Mainstreaming Green Finance
The Prudential Regulation Authority and Financial Conduct Authority should move quickly to incorporate their revised remits to include climate change. We will continue to monitor their progress and ongoing approach to the risks arising from climate change.
We have heard differing evidence on whether there should be amendments to the capital regimes to promote net zero. In light of its new remit letter, the Bank of England must now explain its thinking, as to what measures it might consider appropriate for the capital regime to better accommodate the climate risk associated with different investments. It should set out its views on the options for amending the capital regimes to reflect its new remit, taking into account the potential interaction with the other aims of prudential policy.
The Government has moved from a voluntary to a mandatory approach for ensuring that firms make climate-related financial disclosures. But the process will be run to different timetables for different firms, across different regulators according to the Roadmap published by the Joint Government Regulator TCFD Taskforce. The Treasury, via the Taskforce, will need to play a key role in ensuring that pressure is maintained for a consistent and rapid implementation of these disclosures.

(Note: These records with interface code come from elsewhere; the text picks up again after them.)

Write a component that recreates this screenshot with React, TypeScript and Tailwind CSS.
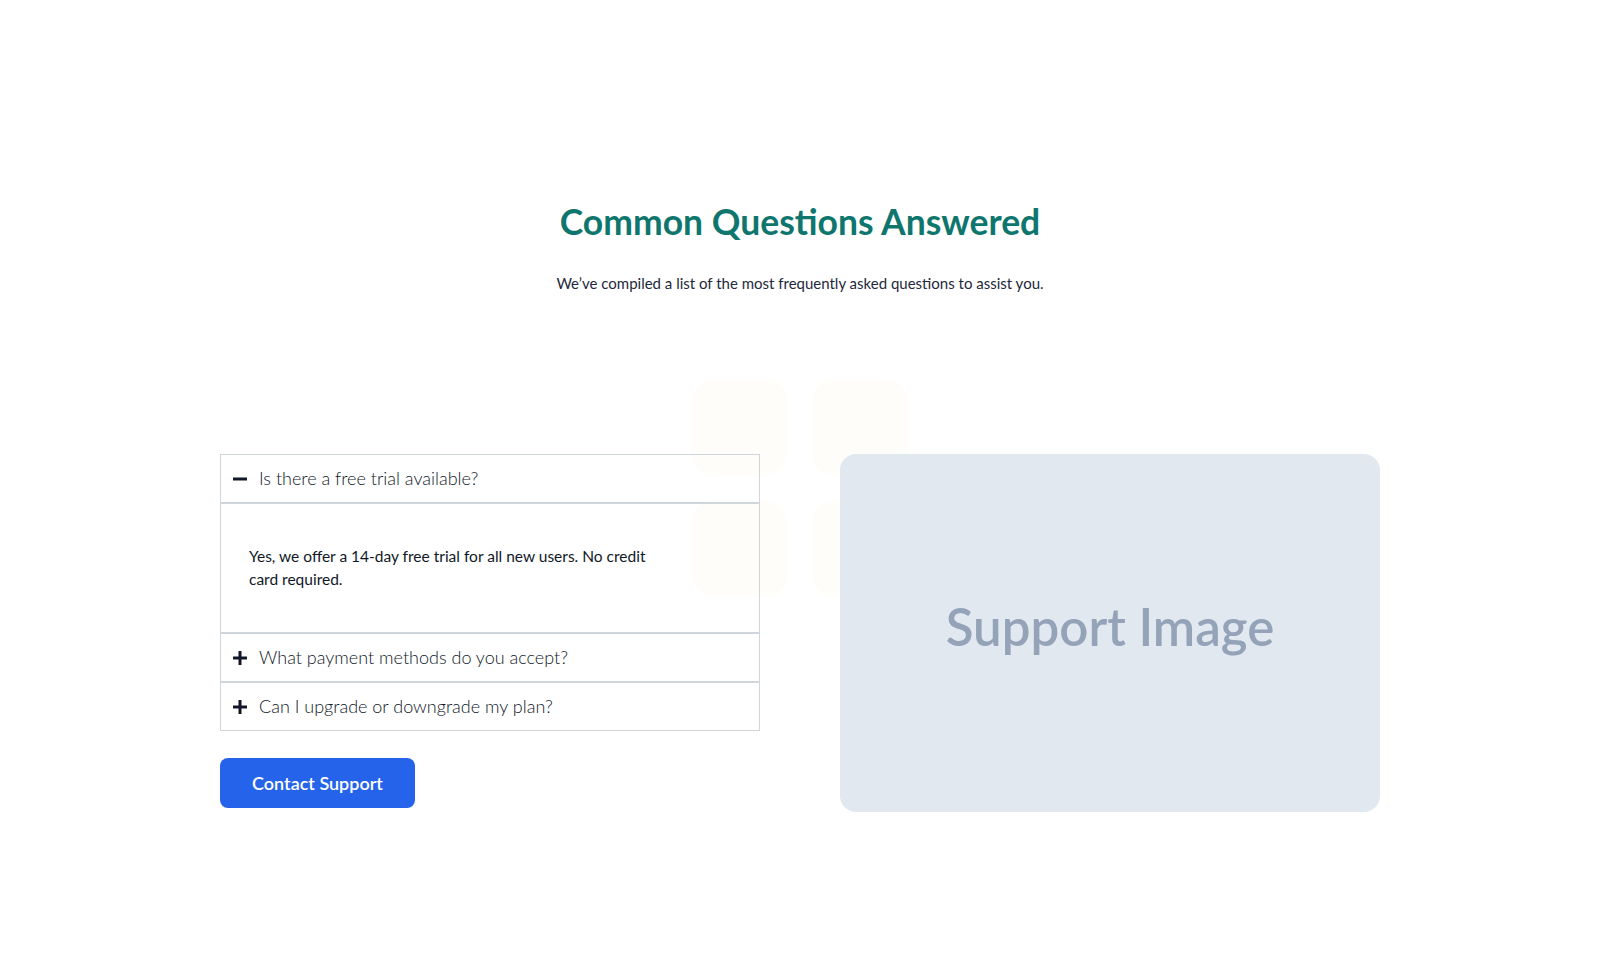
import { useState } from "react";

const faqs = [
  {
    q: "Is there a free trial available?",
    a: "Yes, we offer a 14-day free trial for all new users. No credit card required.",
  },
  {
    q: "What payment methods do you accept?",
    a: "We accept all major credit cards, PayPal and bank transfers.",
  },
  {
    q: "Can I upgrade or downgrade my plan?",
    a: "Yes, you can change your plan at any time from your account settings.",
  },
];

const PlusMinus = ({ open }: { open: boolean }) => (
  <svg width="14" height="14" viewBox="0 0 14 14" className="shrink-0 text-gray-900">
    <rect x="0" y="5.5" width="14" height="3" fill="currentColor" />
    {!open && <rect x="5.5" y="0" width="3" height="14" fill="currentColor" />}
  </svg>
);

export default function App() {
  const [openIdx, setOpenIdx] = useState<number | null>(0);

  return (
    <div className="min-h-screen bg-white" style={{ fontFamily: "Lato, 'Noto Sans', sans-serif" }}>
      <section className="relative mx-auto max-w-[1160px] pt-[200px]">
        {/* Heading */}
        <div className="text-center">
          <h2 className="text-[35.5px] leading-[44px] font-bold text-[#0f766e]">Common Questions Answered</h2>
          <p className="mt-[27px] text-[15px] leading-6 text-[#1e293b]">
            We’ve compiled a list of the most frequently asked questions to assist you.
          </p>
        </div>

        {/* Decorative squares */}
        <div className="pointer-events-none absolute left-1/2 top-[379px] grid -translate-x-1/2 grid-cols-2 gap-6">
          <div className="h-[97px] w-[97px] rounded-3xl bg-[#fefdf9]" />
          <div className="h-[97px] w-[97px] rounded-3xl bg-[#fefdf9]" />
          <div className="h-[97px] w-[97px] rounded-3xl bg-[#fefdf9]" />
          <div className="h-[97px] w-[97px] rounded-3xl bg-[#fefdf9]" />
        </div>

        <div className="relative mt-[159px] grid grid-cols-2 items-start gap-20">
          {/* Accordion */}
          <div>
            <div className="border border-gray-300">
              {faqs.map((f, i) => {
                const open = openIdx === i;
                return (
                  <div key={f.q} className={i > 0 ? "border-t-2 border-gray-300" : ""}>
                    <button
                      onClick={() => setOpenIdx(open ? null : i)}
                      className="flex h-[47px] w-full items-center gap-3 px-3 text-left"
                    >
                      <PlusMinus open={open} />
                      <span className="text-[18px] font-light text-gray-900">{f.q}</span>
                    </button>
                    {open && (
                      <div className="flex h-[130px] items-center border-t-2 border-gray-300 px-7">
                        <p className="max-w-[410px] text-[15.5px] leading-[23px] text-gray-900">{f.a}</p>
                      </div>
                    )}
                  </div>
                );
              })}
            </div>
            <button className="mt-[27px] h-[50px] w-[195px] rounded-lg bg-[#2563eb] text-[18px] font-semibold text-white">
              Contact Support
            </button>
          </div>

          {/* Image placeholder */}
          <div className="flex h-[358px] items-center justify-center rounded-2xl bg-[#e2e8f0] pb-3">
            <span className="text-[51px] font-semibold text-[#94a3b8]">Support Image</span>
          </div>
        </div>
      </section>
    </div>
  );
}
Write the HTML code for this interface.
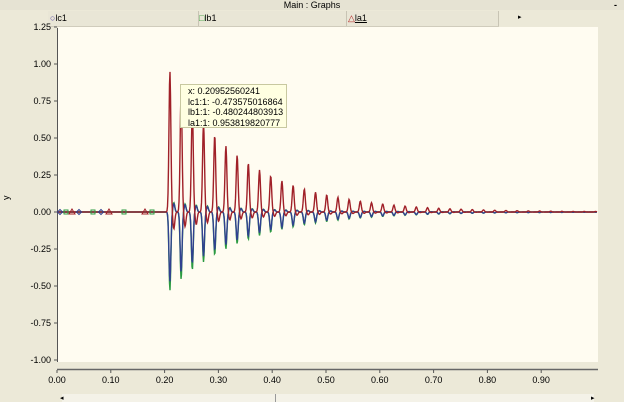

We also draw the Treasury’s attention to evidence suggesting that the disclosure regime could be widened in scope, and that firms might usefully offer fuller disclosures.
A taxonomy is an important part of identifying what can be considered green investment, so the announcement of a UK taxonomy is welcome. The Treasury and regulators should work at speed to ensure that there is a clear timetable and legislative pathway to deliver a UK taxonomy ahead of COP26 in November 2021. The UK can utilise the EU’s taxonomy but can exceed it when it will assist the UK’s goals. The UK should seize the opportunity presented by COP26 to use its own work on a taxonomy to push for greater international convergence.